Your instructions —
Write out the listing, please, but only from its first line through the line containing "number; label: string;", exactly as given and without pictures.

═══ Given information

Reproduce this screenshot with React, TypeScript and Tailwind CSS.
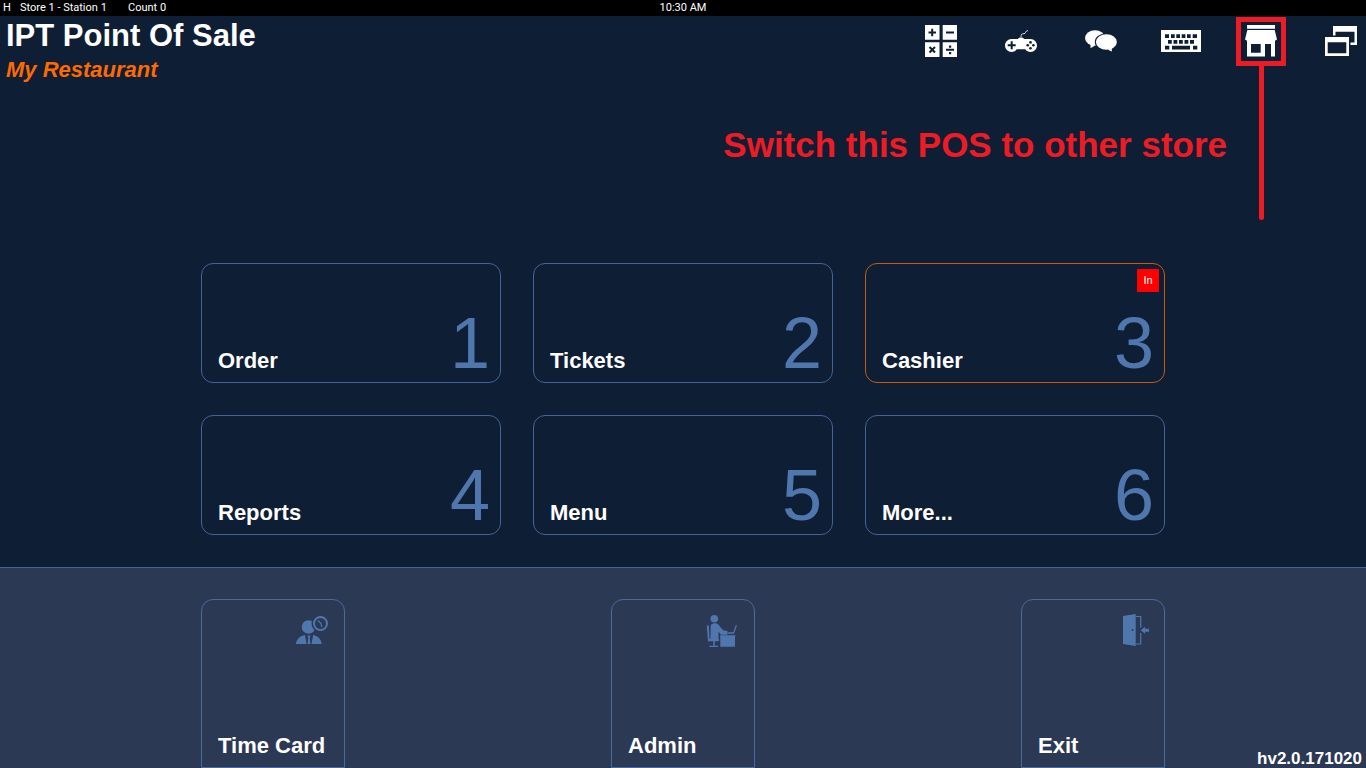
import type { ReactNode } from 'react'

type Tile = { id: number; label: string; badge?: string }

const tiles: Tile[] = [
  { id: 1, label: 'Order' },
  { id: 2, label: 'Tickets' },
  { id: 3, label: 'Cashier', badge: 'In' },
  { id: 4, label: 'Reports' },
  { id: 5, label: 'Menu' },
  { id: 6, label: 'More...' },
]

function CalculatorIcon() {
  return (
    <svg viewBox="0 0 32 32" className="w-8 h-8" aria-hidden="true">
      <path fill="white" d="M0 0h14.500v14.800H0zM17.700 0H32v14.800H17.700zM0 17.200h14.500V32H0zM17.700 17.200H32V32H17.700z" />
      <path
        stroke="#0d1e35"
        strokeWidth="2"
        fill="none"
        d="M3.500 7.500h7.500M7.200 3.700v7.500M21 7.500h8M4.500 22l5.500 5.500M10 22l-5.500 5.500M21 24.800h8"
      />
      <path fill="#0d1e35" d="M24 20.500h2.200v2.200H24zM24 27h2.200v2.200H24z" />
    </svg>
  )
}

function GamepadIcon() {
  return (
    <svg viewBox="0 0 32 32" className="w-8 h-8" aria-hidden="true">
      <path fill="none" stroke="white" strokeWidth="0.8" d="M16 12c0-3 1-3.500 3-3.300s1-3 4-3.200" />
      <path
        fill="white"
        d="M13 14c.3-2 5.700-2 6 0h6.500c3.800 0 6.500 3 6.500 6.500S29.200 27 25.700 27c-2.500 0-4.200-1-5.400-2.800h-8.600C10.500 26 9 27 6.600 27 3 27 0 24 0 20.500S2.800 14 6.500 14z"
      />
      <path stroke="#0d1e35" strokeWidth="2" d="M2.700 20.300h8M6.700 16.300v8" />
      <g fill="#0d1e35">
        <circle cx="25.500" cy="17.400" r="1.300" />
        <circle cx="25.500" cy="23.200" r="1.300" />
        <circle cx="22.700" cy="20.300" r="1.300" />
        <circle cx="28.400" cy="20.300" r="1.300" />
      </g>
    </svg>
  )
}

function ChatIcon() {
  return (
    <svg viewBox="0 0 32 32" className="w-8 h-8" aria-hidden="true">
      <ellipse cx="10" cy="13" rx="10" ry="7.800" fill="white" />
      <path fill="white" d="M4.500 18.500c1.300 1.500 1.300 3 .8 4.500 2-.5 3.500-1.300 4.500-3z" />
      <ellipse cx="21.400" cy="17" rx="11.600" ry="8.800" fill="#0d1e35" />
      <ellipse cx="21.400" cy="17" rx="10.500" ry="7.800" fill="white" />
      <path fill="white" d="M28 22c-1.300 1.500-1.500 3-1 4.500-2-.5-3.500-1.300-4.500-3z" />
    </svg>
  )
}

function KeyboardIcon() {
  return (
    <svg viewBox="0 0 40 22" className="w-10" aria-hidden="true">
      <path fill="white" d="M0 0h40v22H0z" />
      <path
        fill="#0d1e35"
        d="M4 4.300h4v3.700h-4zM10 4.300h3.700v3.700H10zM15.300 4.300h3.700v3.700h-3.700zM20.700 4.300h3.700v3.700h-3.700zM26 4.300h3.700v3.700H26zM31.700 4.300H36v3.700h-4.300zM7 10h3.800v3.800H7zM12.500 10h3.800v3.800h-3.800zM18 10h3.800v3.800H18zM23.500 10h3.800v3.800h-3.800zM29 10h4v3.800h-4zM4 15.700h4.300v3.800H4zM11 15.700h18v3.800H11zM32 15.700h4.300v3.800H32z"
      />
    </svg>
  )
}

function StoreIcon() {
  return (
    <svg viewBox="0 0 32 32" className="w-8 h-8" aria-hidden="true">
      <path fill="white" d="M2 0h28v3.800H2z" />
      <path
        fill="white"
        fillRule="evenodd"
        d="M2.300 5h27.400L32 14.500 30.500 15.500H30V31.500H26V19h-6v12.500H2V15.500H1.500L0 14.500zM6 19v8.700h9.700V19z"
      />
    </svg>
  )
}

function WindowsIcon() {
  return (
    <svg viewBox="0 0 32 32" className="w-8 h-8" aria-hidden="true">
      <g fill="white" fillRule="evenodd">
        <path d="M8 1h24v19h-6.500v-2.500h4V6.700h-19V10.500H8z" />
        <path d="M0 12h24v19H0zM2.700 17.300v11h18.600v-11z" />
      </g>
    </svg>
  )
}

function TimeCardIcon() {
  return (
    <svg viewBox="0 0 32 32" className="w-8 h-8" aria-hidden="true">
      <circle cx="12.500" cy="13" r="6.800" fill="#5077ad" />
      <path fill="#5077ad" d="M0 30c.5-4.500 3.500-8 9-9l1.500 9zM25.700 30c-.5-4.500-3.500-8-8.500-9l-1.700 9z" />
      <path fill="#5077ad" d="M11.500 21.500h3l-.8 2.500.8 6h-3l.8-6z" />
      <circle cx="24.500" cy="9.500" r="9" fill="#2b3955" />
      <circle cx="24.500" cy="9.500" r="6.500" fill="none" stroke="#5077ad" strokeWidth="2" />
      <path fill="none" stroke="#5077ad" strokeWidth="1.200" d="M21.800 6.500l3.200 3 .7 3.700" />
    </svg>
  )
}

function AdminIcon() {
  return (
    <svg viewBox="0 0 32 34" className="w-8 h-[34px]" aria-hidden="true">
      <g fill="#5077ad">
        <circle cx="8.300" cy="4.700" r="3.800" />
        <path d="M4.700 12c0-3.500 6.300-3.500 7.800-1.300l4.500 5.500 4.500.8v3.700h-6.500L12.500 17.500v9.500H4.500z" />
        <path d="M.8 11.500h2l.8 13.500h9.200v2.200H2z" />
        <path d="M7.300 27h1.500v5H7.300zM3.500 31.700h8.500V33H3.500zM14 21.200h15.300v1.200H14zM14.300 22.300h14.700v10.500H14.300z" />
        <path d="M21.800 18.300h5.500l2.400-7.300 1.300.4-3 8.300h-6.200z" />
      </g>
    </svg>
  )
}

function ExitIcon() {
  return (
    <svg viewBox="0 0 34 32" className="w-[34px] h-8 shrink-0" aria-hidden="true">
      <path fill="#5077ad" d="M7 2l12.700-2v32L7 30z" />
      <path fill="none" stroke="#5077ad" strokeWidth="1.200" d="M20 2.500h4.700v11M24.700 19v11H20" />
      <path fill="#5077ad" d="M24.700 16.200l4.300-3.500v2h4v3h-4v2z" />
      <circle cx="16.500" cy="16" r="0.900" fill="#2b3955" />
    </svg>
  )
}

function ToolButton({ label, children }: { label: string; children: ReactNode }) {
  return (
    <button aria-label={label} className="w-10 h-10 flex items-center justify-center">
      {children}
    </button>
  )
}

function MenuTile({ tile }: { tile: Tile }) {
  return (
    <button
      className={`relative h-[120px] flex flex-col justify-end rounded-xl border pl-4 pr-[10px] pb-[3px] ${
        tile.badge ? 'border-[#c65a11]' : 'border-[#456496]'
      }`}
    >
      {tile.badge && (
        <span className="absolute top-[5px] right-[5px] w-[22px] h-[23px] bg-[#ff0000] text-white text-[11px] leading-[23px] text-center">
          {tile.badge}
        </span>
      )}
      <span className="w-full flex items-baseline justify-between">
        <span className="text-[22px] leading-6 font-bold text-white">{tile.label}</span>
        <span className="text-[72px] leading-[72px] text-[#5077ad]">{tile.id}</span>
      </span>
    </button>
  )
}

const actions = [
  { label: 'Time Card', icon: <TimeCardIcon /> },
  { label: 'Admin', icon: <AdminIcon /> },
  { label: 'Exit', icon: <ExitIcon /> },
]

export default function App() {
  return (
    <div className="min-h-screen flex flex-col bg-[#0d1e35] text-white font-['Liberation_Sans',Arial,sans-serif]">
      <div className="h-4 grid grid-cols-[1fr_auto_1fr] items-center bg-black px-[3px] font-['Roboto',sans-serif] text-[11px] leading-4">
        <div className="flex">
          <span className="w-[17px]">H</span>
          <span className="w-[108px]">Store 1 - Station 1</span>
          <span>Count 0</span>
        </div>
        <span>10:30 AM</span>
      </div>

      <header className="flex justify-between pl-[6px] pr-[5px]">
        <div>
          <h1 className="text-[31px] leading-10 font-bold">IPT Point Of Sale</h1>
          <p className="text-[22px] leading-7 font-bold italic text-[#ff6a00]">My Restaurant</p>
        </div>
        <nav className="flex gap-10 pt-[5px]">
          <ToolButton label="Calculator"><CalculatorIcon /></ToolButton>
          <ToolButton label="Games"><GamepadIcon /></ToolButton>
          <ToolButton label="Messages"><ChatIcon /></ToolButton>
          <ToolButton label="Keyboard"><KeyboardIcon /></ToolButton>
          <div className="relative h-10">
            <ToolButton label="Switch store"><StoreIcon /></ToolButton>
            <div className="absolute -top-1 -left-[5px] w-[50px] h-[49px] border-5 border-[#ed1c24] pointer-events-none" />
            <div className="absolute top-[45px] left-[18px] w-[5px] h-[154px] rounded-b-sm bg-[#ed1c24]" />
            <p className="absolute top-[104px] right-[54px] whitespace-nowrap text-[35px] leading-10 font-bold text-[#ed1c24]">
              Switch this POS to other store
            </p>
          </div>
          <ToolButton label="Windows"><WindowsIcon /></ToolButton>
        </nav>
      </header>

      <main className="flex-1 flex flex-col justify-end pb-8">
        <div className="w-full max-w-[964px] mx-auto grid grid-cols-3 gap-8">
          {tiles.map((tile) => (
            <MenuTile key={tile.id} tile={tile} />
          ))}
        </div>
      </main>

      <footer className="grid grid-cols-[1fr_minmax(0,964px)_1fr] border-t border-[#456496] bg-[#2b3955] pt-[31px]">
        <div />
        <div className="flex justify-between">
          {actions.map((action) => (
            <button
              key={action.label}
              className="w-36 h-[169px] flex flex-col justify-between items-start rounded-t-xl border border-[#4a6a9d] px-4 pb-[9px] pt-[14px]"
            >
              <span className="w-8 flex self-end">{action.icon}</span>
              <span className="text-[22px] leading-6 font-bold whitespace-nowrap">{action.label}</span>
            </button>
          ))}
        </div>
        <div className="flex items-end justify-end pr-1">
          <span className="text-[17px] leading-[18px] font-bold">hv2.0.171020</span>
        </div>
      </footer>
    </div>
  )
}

══════

Written solution —
Reproduce this screenshot with React, TypeScript and Tailwind CSS.
import type { ReactNode } from 'react'

type Tile = { id: number; label: string; badge?: string }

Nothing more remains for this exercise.